* Recorded information *
++++++++

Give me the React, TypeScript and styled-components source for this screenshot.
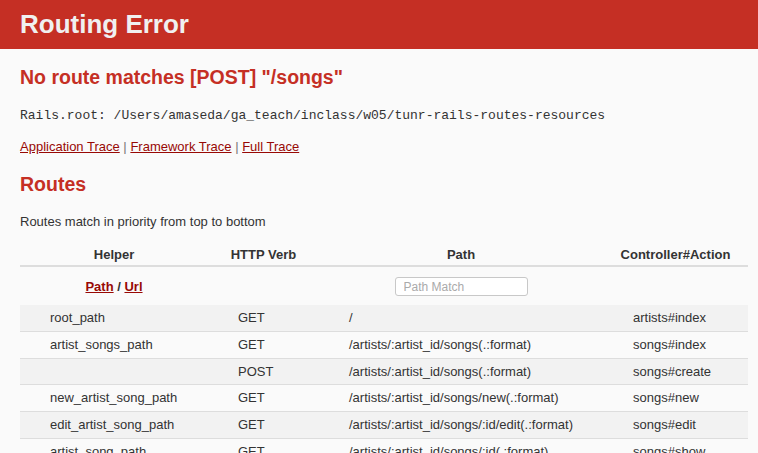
import React from "react";
import styled, { createGlobalStyle } from "styled-components";

const GlobalStyle = createGlobalStyle`
  body {
    margin: 0;
    background-color: #fafafa;
    color: #333;
    font-family: "Liberation Sans", Arial, sans-serif;
    font-size: 13px;
    line-height: 18px;
  }
`;

const Header = styled.header`
  background: #c52f24;
  color: #f0f0f0;
  height: 49px;
  padding: 0 20px;
  display: flex;
  align-items: center;
  box-sizing: border-box;
`;

const Title = styled.h1`
  margin: 0;
  font-size: 26px;
  line-height: 29px;
  font-weight: bold;
`;

const Container = styled.div`
  padding: 0 20px;
`;

const Heading = styled.h2`
  color: #c52f24;
  font-size: 19.5px;
  line-height: 25px;
  margin: 16px 0;
`;

const Para = styled.p`
  margin: 13px 0;
`;

const Code = styled.code`
  font-family: "Liberation Mono", "Courier New", monospace;
  font-size: 13px;
`;

const TraceLink = styled.a<{ $bold?: boolean }>`
  color: #980905;
  text-decoration: underline;
  font-weight: ${(p) => (p.$bold ? "bold" : "normal")};
  cursor: pointer;
`;

const Sep = styled.span`
  color: #777;
`;

const RouteTable = styled.table`
  border-collapse: collapse;
  table-layout: fixed;
  width: 728px;
  margin: 0;
`;

const HeadRow = styled.tr<{ $bottom?: boolean }>`
  border-bottom: ${(p) => (p.$bottom ? "none" : "2px solid #ddd")};
`;

const Th = styled.th<{ $filter?: boolean }>`
  font-weight: bold;
  text-align: center;
  padding: ${(p) => (p.$filter ? "10px 0 9px" : "2px 0 1px")};
  line-height: ${(p) => (p.$filter ? "19px" : "18px")};
`;

const Row = styled.tr`
  border-bottom: 1px solid #ddd;
  &:nth-child(odd) {
    background: #f2f2f2;
  }
`;

const Td = styled.td`
  padding: 4px 30px;
  line-height: 17.8px;
  white-space: nowrap;
  overflow: hidden;
`;

const SearchInput = styled.input`
  width: 133px;
  height: 19px;
  box-sizing: border-box;
  border: 1px solid #c8c8c8;
  border-radius: 3px;
  background: #fff;
  padding: 0 8px;
  font-family: "Liberation Sans", Arial, sans-serif;
  font-size: 12px;
  vertical-align: top;
  &::placeholder {
    color: #aaa;
  }
`;

const routes = [
  ["root_path", "GET", "/", "artists#index"],
  ["artist_songs_path", "GET", "/artists/:artist_id/songs(.:format)", "songs#index"],
  ["", "POST", "/artists/:artist_id/songs(.:format)", "songs#create"],
  ["new_artist_song_path", "GET", "/artists/:artist_id/songs/new(.:format)", "songs#new"],
  ["edit_artist_song_path", "GET", "/artists/:artist_id/songs/:id/edit(.:format)", "songs#edit"],
  ["artist_song_path", "GET", "/artists/:artist_id/songs/:id(.:format)", "songs#show"],
];

const App = () => (
  <>
    <GlobalStyle />
    <Header>
      <Title>Routing Error</Title>
    </Header>
    <Container>
      <Heading>No route matches [POST] "/songs"</Heading>
      <Para>
        <Code>Rails.root: /Users/amaseda/ga_teach/inclass/w05/tunr-rails-routes-resources</Code>
      </Para>
      <Para>
        <TraceLink>Application Trace</TraceLink> <Sep>|</Sep>{" "}
        <TraceLink>Framework Trace</TraceLink> <Sep>|</Sep>{" "}
        <TraceLink>Full Trace</TraceLink>
      </Para>
      <Heading>Routes</Heading>
      <Para>Routes match in priority from top to bottom</Para>
      <RouteTable>
        <colgroup>
          <col style={{ width: 188 }} />
          <col style={{ width: 111 }} />
          <col style={{ width: 284 }} />
          <col style={{ width: 145 }} />
        </colgroup>
        <thead>
          <HeadRow>
            <Th>Helper</Th>
            <Th>HTTP Verb</Th>
            <Th>Path</Th>
            <Th>Controller#Action</Th>
          </HeadRow>
          <HeadRow $bottom>
            <Th $filter>
              <TraceLink $bold>Path</TraceLink> / <TraceLink $bold>Url</TraceLink>
            </Th>
            <Th $filter></Th>
            <Th $filter>
              <SearchInput placeholder="Path Match" />
            </Th>
            <Th $filter></Th>
          </HeadRow>
        </thead>
        <tbody>
          {routes.map((r, i) => (
            <Row key={i}>
              {r.map((c, j) => (
                <Td key={j}>{c}</Td>
              ))}
            </Row>
          ))}
        </tbody>
      </RouteTable>
    </Container>
  </>
);

export default App;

++++++++

* Set task *
Reproduce every line above as written, skipping pictures.

* Response below *
Give me the React, TypeScript and styled-components source for this screenshot.
import React from "react";
import styled, { createGlobalStyle } from "styled-components";

const GlobalStyle = createGlobalStyle`
  body {
    margin: 0;
    background-color: #fafafa;
    color: #333;
    font-family: "Liberation Sans", Arial, sans-serif;
    font-size: 13px;
    line-height: 18px;
  }
`;

const Header = styled.header`
  background: #c52f24;
  color: #f0f0f0;
  height: 49px;
  padding: 0 20px;
  display: flex;
  align-items: center;
  box-sizing: border-box;
`;

const Title = styled.h1`
  margin: 0;
  font-size: 26px;
  line-height: 29px;
  font-weight: bold;
`;

const Container = styled.div`
  padding: 0 20px;
`;

const Heading = styled.h2`
  color: #c52f24;
  font-size: 19.5px;
  line-height: 25px;
  margin: 16px 0;
`;

const Para = styled.p`
  margin: 13px 0;
`;

const Code = styled.code`
  font-family: "Liberation Mono", "Courier New", monospace;
  font-size: 13px;
`;

const TraceLink = styled.a<{ $bold?: boolean }>`
  color: #980905;
  text-decoration: underline;
  font-weight: ${(p) => (p.$bold ? "bold" : "normal")};
  cursor: pointer;
`;

const Sep = styled.span`
  color: #777;
`;

const RouteTable = styled.table`
  border-collapse: collapse;
  table-layout: fixed;
  width: 728px;
  margin: 0;
`;

const HeadRow = styled.tr<{ $bottom?: boolean }>`
  border-bottom: ${(p) => (p.$bottom ? "none" : "2px solid #ddd")};
`;

const Th = styled.th<{ $filter?: boolean }>`
  font-weight: bold;
  text-align: center;
  padding: ${(p) => (p.$filter ? "10px 0 9px" : "2px 0 1px")};
  line-height: ${(p) => (p.$filter ? "19px" : "18px")};
`;

const Row = styled.tr`
  border-bottom: 1px solid #ddd;
  &:nth-child(odd) {
    background: #f2f2f2;
  }
`;

const Td = styled.td`
  padding: 4px 30px;
  line-height: 17.8px;
  white-space: nowrap;
  overflow: hidden;
`;

const SearchInput = styled.input`
  width: 133px;
  height: 19px;
  box-sizing: border-box;
  border: 1px solid #c8c8c8;
  border-radius: 3px;
  background: #fff;
  padding: 0 8px;
  font-family: "Liberation Sans", Arial, sans-serif;
  font-size: 12px;
  vertical-align: top;
  &::placeholder {
    color: #aaa;
  }
`;

const routes = [
  ["root_path", "GET", "/", "artists#index"],
  ["artist_songs_path", "GET", "/artists/:artist_id/songs(.:format)", "songs#index"],
  ["", "POST", "/artists/:artist_id/songs(.:format)", "songs#create"],
  ["new_artist_song_path", "GET", "/artists/:artist_id/songs/new(.:format)", "songs#new"],
  ["edit_artist_song_path", "GET", "/artists/:artist_id/songs/:id/edit(.:format)", "songs#edit"],
  ["artist_song_path", "GET", "/artists/:artist_id/songs/:id(.:format)", "songs#show"],
];

const App = () => (
  <>
    <GlobalStyle />
    <Header>
      <Title>Routing Error</Title>
    </Header>
    <Container>
      <Heading>No route matches [POST] "/songs"</Heading>
      <Para>
        <Code>Rails.root: /Users/amaseda/ga_teach/inclass/w05/tunr-rails-routes-resources</Code>
      </Para>
      <Para>
        <TraceLink>Application Trace</TraceLink> <Sep>|</Sep>{" "}
        <TraceLink>Framework Trace</TraceLink> <Sep>|</Sep>{" "}
        <TraceLink>Full Trace</TraceLink>
      </Para>
      <Heading>Routes</Heading>
      <Para>Routes match in priority from top to bottom</Para>
      <RouteTable>
        <colgroup>
          <col style={{ width: 188 }} />
          <col style={{ width: 111 }} />
          <col style={{ width: 284 }} />
          <col style={{ width: 145 }} />
        </colgroup>
        <thead>
          <HeadRow>
            <Th>Helper</Th>
            <Th>HTTP Verb</Th>
            <Th>Path</Th>
            <Th>Controller#Action</Th>
          </HeadRow>
          <HeadRow $bottom>
            <Th $filter>
              <TraceLink $bold>Path</TraceLink> / <TraceLink $bold>Url</TraceLink>
            </Th>
            <Th $filter></Th>
            <Th $filter>
              <SearchInput placeholder="Path Match" />
            </Th>
            <Th $filter></Th>
          </HeadRow>
        </thead>
        <tbody>
          {routes.map((r, i) => (
            <Row key={i}>
              {r.map((c, j) => (
                <Td key={j}>{c}</Td>
              ))}
            </Row>
          ))}
        </tbody>
      </RouteTable>
    </Container>
  </>
);

export default App;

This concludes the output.